Elliot frowned. ‘Mmm, perhaps we can say she’s been taken ill. I know! We can say she’s gone mad and you had to send her back to Jamaica. Thompson the surgeon’s come to town from Edinburgh. I saw him arriving at the Cross Keys yesterday. He’s an old friend of yours, isn’t he? He’ll give a medical opinion… He’ll say anything you want.’
Canny gasped in protest. ‘Odilie gone mad! I couldn’t say that, of course not. There must be another way. Can’t you think of something else?’
Elliot mused with his chin on his fist. ‘We could say you’ve gone mad and need her at home – no, that wouldn’t work because if she married him, she’d only be a mile and a half up the road. You could tell the Duke there’s madness in your family and she’s been advised not to have any children – but that mightn’t put him off because of the size of the dowry.’ He looked across at Canny and asked, ‘Are you sure this is what you want to do? It’s a tremendous chance for the girl and you know what those society marriages are like. They won’t even need to see much of each other once the
deed’s done. They can maintain separate households if they like – no one will think anything about it.’

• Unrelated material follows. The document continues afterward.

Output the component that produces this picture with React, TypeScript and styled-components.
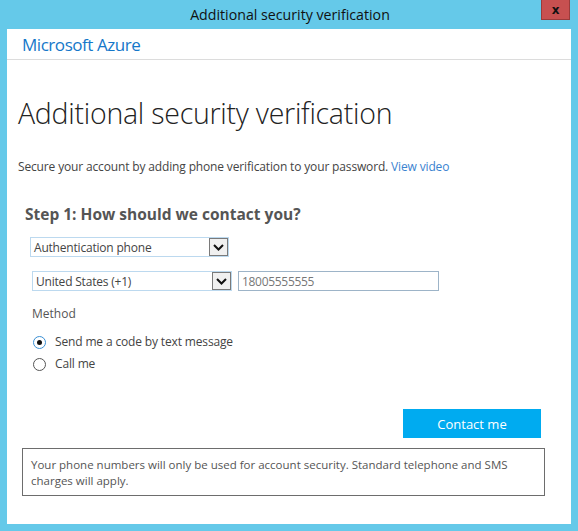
import React from "react";
import styled, { createGlobalStyle } from "styled-components";

const Global = createGlobalStyle`
  html, body { margin: 0; padding: 0; background: #65c9e9; }
  body { font-family: "Open Sans", "Noto Sans", sans-serif; }
  * { box-sizing: border-box; }
`;

const Window = styled.div`
  width: 578px;
  height: 531px;
  background: #65c9e9;
  display: flex;
  flex-direction: column;
`;

const TitleBar = styled.div`
  height: 29px;
  display: grid;
  grid-template-columns: 1fr auto 1fr;
  align-items: start;
`;

const TitleText = styled.div`
  grid-column: 2;
  font-size: 14.2px;
  line-height: 29px;
  color: #111;
  padding-left: 2px;
`;

const CloseButton = styled.div`
  grid-column: 3;
  justify-self: end;
  margin-right: 8px;
  width: 29px;
  height: 20px;
  background: #c75050;
  border: 1px solid #9a3b3b;
  border-top: none;
  display: flex;
  align-items: center;
  justify-content: center;
  color: #111;
  font-family: "DejaVu Sans", sans-serif;
  font-weight: bold;
  font-size: 12px;
`;

const Client = styled.div`
  flex: 1;
  margin: 0 7px 7px 7px;
  background: #fff;
  display: flex;
  flex-direction: column;
`;

const Header = styled.div`
  height: 31px;
  border-bottom: 1px solid #dcdcdc;
  padding-left: 15px;
  display: flex;
  align-items: center;
  font-size: 17px;
  color: #1577c9;
  letter-spacing: -0.45px;
`;

const Main = styled.div`
  padding: 0 11px;
  display: flex;
  flex-direction: column;
`;

const Heading = styled.h1`
  margin: 33px 0 0 0;
  font-size: 28.5px;
  font-weight: 300;
  color: #222;
  line-height: 40px;
  letter-spacing: -0.25px;
`;

const Lead = styled.p`
  margin: 26px 0 0 0;
  font-size: 12px;
  line-height: 16px;
  color: #444;
  letter-spacing: -0.15px;
`;

const Link = styled.a`
  color: #3a83d0;
  text-decoration: none;
`;

const StepTitle = styled.h2`
  margin: 29px 0 0 7px;
  font-size: 15.5px;
  font-weight: 700;
  color: #555;
  line-height: 20px;
`;

const Form = styled.div`
  padding-left: 12px;
  display: flex;
  flex-direction: column;
`;

const Row = styled.div<{ $top: number; $indent?: number }>`
  display: flex;
  gap: 6px;
  margin-top: ${(p) => p.$top}px;
  margin-left: ${(p) => p.$indent ?? 0}px;
`;

const Select = styled.div<{ $w: number }>`
  width: ${(p) => p.$w}px;
  height: 20px;
  border: 1px solid #bcd9ef;
  display: flex;
  align-items: center;
  justify-content: space-between;
  font-size: 12px;
  letter-spacing: -0.2px;
  color: #444;
  padding-left: 3px;
`;

const DropButton = styled.div`
  width: 19px;
  height: 18px;
  background: #f0f0f0;
  border: 1px solid #7a7a7a;
  display: flex;
  align-items: center;
  justify-content: center;
`;

const TextInput = styled.div`
  width: 201px;
  height: 20px;
  border: 1px solid #9db4c8;
  font-size: 12px;
  letter-spacing: -0.3px;
  color: #777;
  padding-left: 3px;
  display: flex;
  align-items: center;
`;

const Label = styled.div`
  margin: 15px 0 0 2px;
  font-size: 12px;
  color: #555;
  line-height: 16px;
`;

const RadioList = styled.div`
  margin-top: 12px;
  margin-left: 3px;
  display: flex;
  flex-direction: column;
  gap: 6px;
`;

const RadioRow = styled.div`
  display: flex;
  align-items: center;
  gap: 9px;
  font-size: 12px;
  letter-spacing: -0.15px;
  color: #444;
  line-height: 16px;
`;

const RadioCircle = styled.span<{ $checked?: boolean }>`
  width: 13px;
  height: 13px;
  border-radius: 50%;
  border: 1px solid ${(p) => (p.$checked ? "#3a8fd4" : "#555")};
  background: #fff;
  display: flex;
  align-items: center;
  justify-content: center;
  &::after {
    content: "";
    width: 5px;
    height: 5px;
    border-radius: 50%;
    background: ${(p) => (p.$checked ? "#111" : "transparent")};
  }
`;

const Actions = styled.div`
  margin-top: 37px;
  display: flex;
  justify-content: flex-end;
  padding-right: 19px;
`;

const PrimaryButton = styled.div`
  width: 138px;
  height: 29px;
  background: #00abf0;
  color: #fff;
  font-size: 13px;
  display: flex;
  align-items: center;
  justify-content: center;
`;

const Notice = styled.div`
  margin: 10px 15px 0 4px;
  border: 1px solid #6d6d6d;
  padding: 8px 8px 6px 8px;
  font-size: 11.5px;
  line-height: 16px;
  color: #555;
`;

const Chevron = () => (
  <svg width="11" height="7" viewBox="0 0 11 7">
    <path d="M1 1 L5.5 5.5 L10 1" fill="none" stroke="#111" strokeWidth="2" />
  </svg>
);

export default function App() {
  return (
    <Window>
      <Global />
      <TitleBar>
        <TitleText>Additional security verification</TitleText>
        <CloseButton>x</CloseButton>
      </TitleBar>
      <Client>
        <Header>Microsoft Azure</Header>
        <Main>
          <Heading>Additional security verification</Heading>
          <Lead>
            Secure your account by adding phone verification to your password.{" "}
            <Link href="#">View video</Link>
          </Lead>
          <StepTitle>Step 1: How should we contact you?</StepTitle>
          <Form>
            <Row $top={13}>
              <Select $w={199}>
                Authentication phone
                <DropButton>
                  <Chevron />
                </DropButton>
              </Select>
            </Row>
            <Row $top={14} $indent={2}>
              <Select $w={200}>
                United States (+1)
                <DropButton>
                  <Chevron />
                </DropButton>
              </Select>
              <TextInput>18005555555</TextInput>
            </Row>
            <Label>Method</Label>
            <RadioList>
              <RadioRow>
                <RadioCircle $checked />
                Send me a code by text message
              </RadioRow>
              <RadioRow>
                <RadioCircle />
                Call me
              </RadioRow>
            </RadioList>
          </Form>
          <Actions>
            <PrimaryButton>Contact me</PrimaryButton>
          </Actions>
          <Notice>
            Your phone numbers will only be used for account security. Standard telephone and SMS
            charges will apply.
          </Notice>
        </Main>
      </Client>
    </Window>
  );
}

‘I know all that and I can see the trouble with the excuses but I know how much she dislikes him and I gave her my promise,’ said Odilie’s father, who was weakening slightly.
Elliot pressed his advantage. ‘As I’ve said before, you’re far too indulgent. Sometimes parents have to be firm for a girl’s own good. She might not be very enthusiastic at the moment but in the years to come she’ll bless you for this. Did she say anything to you about calling it off last night? No? Then she might not be as against it as you imagine. Think of the advantages of contracting this wedding against the disadvantages of backing out – and I don’t only mean financial. You ought to speak to Odilie about this.’
‘She’s not up yet and when we came home from Sloebank last night we were both so depressed we couldn’t even mention it.’
‘In that case, I’ll go over to my office for an hour until you’ve had time to talk with her. Then I’ll come back and we’ll make up our minds what to do.’
Odilie was in her lace-edged wrapper and yawning when her father tapped on the door. He made no pretence about the object of his visit and came straight to the point. ‘What did you think of him, my dear?’ he asked.
She gazed at him and her caramel eyes were bleak. ‘I disliked him, Father.’